Object Storage Data in Open Table Formats¶
Note
This feature is only available with the subscription bundle Enterprise Plus. To find out the bundle you have, open the About dialog of Design Studio. See more about this in the section Denodo Platform - Subscription Bundles.
Denodo includes embedded Massive Parallel Processing (MPP) capabilities to improve performance on environments containing data in an object storage. For this purpose, Denodo now embeds a customized version of Presto, which is an open source parallel SQL query engine that excels in accessing data lake content. The Denodo Embedded MPP cluster can be deployed following the instructions in the Embedded MPP Guide. The guide explains how to create a special data source in Denodo called “embedded_mpp”.
Among other things, this special data source allows one to connect an object storage graphically, explore its data and create base views on top of open table format files. To do so, open the data source, click the tab Read & Write and configure the section Object storage configuration.
Currently, Denodo supports the following open table formats:
Parquet, including the ones using the Hive style partitioning
Delta
Iceberg
UniForm
You must select the file system you want to access and provide the credential information. The file systems available graphically are S3, ADLS and HDFS. You can also use other systems like Google Cloud Storage and Huawei Object Storage Service (OBS). In case of Google Cloud Storage, it is compatible with the Hadoop API. To do this, select HDFS and provide the necessary Hadoop properties (see section Support for Hadoop-compatible storage). The authentication methods available are the same described in section Bulk Data Load on a Distributed Object Storage like HDFS, S3 or ADLS. In order to access an HDFS using Kerberos follow instructions in section :ref:<How to Connect to a Kerberized HDFS From Embedded MPP Data Sources>.
Note
If there are different teams with different privileges on different buckets, you can configure the minimum credentials for all and then create a copy of this data source for each team configuring the specific credentials on each one.

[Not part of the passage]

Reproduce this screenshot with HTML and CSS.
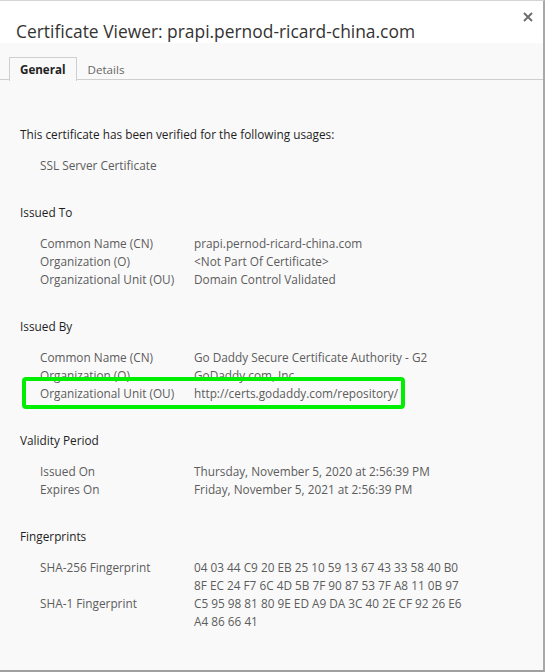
FILE: index.html
```html
<!DOCTYPE html>
<html>
<head>
<meta charset="utf-8">
<link rel="stylesheet" href="styles.css">
</head>
<body>
<div class="dialog">
  <header class="head">
    <h1 class="title">Certificate Viewer: prapi.pernod-ricard-china.com</h1>
    <svg class="close" width="10" height="10" viewBox="0 0 10 10"><path d="M1 1L9 9M9 1L1 9" stroke="#6a6a6a" stroke-width="1.8" fill="none"/></svg>
  </header>
  <div class="body">
    <nav class="tabs">
      <span class="tab active">General</span>
      <span class="tab">Details</span>
    </nav>
    <div class="content">
      <p class="intro">This certificate has been verified for the following usages:</p>
      <p class="usage">SSL Server Certificate</p>

      <section class="group">
        <h2 class="heading">Issued To</h2>
        <div class="rows">
          <div class="row"><span class="label">Common Name (CN)</span><span class="value">prapi.pernod-ricard-china.com</span></div>
          <div class="row"><span class="label">Organization (O)</span><span class="value">&lt;Not Part Of Certificate&gt;</span></div>
          <div class="row"><span class="label">Organizational Unit (OU)</span><span class="value">Domain Control Validated</span></div>
        </div>
      </section>

      <section class="group">
        <h2 class="heading">Issued By</h2>
        <div class="rows">
          <div class="row"><span class="label">Common Name (CN)</span><span class="value">Go Daddy Secure Certificate Authority - G2</span></div>
          <div class="row"><span class="label">Organization (O)</span><span class="value">GoDaddy.com, Inc.</span></div>
          <div class="row highlight"><span class="label">Organizational Unit (OU)</span><span class="value">http://certs.godaddy.com/repository/</span></div>
        </div>
      </section>

      <section class="group">
        <h2 class="heading">Validity Period</h2>
        <div class="rows">
          <div class="row"><span class="label">Issued On</span><span class="value">Thursday, November 5, 2020 at 2:56:39 PM</span></div>
          <div class="row"><span class="label">Expires On</span><span class="value">Friday, November 5, 2021 at 2:56:39 PM</span></div>
        </div>
      </section>

      <section class="group">
        <h2 class="heading">Fingerprints</h2>
        <div class="rows">
          <div class="row"><span class="label">SHA-256 Fingerprint</span><span class="value">04 03 44 C9 20 EB 25 10 59 13 67 43 33 58 40 B0<br>8F EC 24 F7 6C 4D 5B 7F 90 87 53 7F A8 11 0B 97</span></div>
          <div class="row"><span class="label">SHA-1 Fingerprint</span><span class="value">C5 95 98 81 80 9E ED A9 DA 3C 40 2E CF 92 26 E6<br>A4 86 66 41</span></div>
        </div>
      </section>
    </div>
  </div>
</div>
</body>
</html>
```
FILE: styles.css
```css
html, body {
  margin: 0;
  padding: 0;
  background: #ffffff;
}
body {
  font-family: "Open Sans", "DejaVu Sans", sans-serif;
}
.dialog {
  width: 543px;
  height: 669px;
  border-top: 1px solid #d4d4d4;
  border-right: 2px solid #a8a8a8;
  border-bottom: 2px solid #a0a0a0;
  display: flex;
  flex-direction: column;
  overflow: hidden;
}
.head {
  height: 42px;
  background: #ffffff;
  position: relative;
  flex: none;
}
.title {
  margin: 0;
  padding: 18px 0 0 16px;
  font-size: 17.4px;
  line-height: 24px;
  font-weight: normal;
  color: #333333;
}
.close {
  position: absolute;
  top: 11px;
  left: 523px;
}
.body {
  flex: 1;
  background: #f9f9f9;
}
.tabs {
  display: flex;
  padding: 14px 0 0 9px;
  border-bottom: 1px solid #cfcfcf;
  height: 22px;
}
.tab {
  display: block;
  padding: 0 10px;
  font-size: 11.6px;
  line-height: 23px;
  color: #666666;
  border: 1px solid transparent;
  border-bottom: none;
}
.tab.active {
  font-weight: bold;
  color: #222222;
  border-color: #cfcfcf;
  background: #f9f9f9;
  margin-bottom: -1px;
  height: 23px;
}
.content {
  padding: 45px 0 0 20px;
  font-size: 11.8px;
  line-height: 18px;
}
.intro {
  margin: 0;
  color: #1e1e1e;
}
.usage {
  margin: 13px 0 0 20px;
  color: #5c5c5c;
}
.group {
  margin-top: 29px;
}
.heading {
  margin: 0;
  font-size: 11.8px;
  line-height: 18px;
  font-weight: normal;
  color: #1e1e1e;
}
.rows {
  margin: 13px 0 0 20px;
}
.row {
  display: flex;
  color: #5c5c5c;
  position: relative;
}
.label {
  width: 154px;
  flex: none;
}
.value {
  flex: none;
}
.highlight::after {
  content: "";
  position: absolute;
  left: -18px;
  top: -7px;
  width: 375px;
  height: 24px;
  border: 4px solid #00ee00;
  border-radius: 4px;
}
```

Then, you can add routes that you want to explore from that object storage. Once you have saved the necessary credentials and routes, there are two options to create base views accessing data in that storage:
Using procedure DISCOVER_OBJECT_STORAGE_MPP_PROCEDURE
Exploring and selecting the desired tables graphically.
For the graphical exploration you can click on ‘Create Base View’ to explore these routes and select the ones you want to import. Denodo automatically detects those folders corresponding to tables in open table format.
Note
In case Denodo returns an error or timeout trying to access an object storage visit section Troubleshooting problems accessing an object storage.
Each table format is identified with the logo of the corresponding technology.
Select the tables to import and click on ‘Create selected’ to create the base view. Denodo will create the base view and a table in the embedded data source to access the data. Denodo will create the table in catalog Hive and the schema of your choice. You can select the schema from the ones available from the dropdown ‘Target schema’ at the bottom of the “Create Base View” dialog (see image above).
Note
You can create a new schema in the Denodo Embedded MPP using the stored procedure CREATE_SCHEMA_ON_SOURCE and then click the refresh icon to select the new schema.
Note
In case there exist base views over tables with partitions, use procedure REFRESH_EMBEDDED_MPP_TABLES_METADATA to periodically update the partitions information.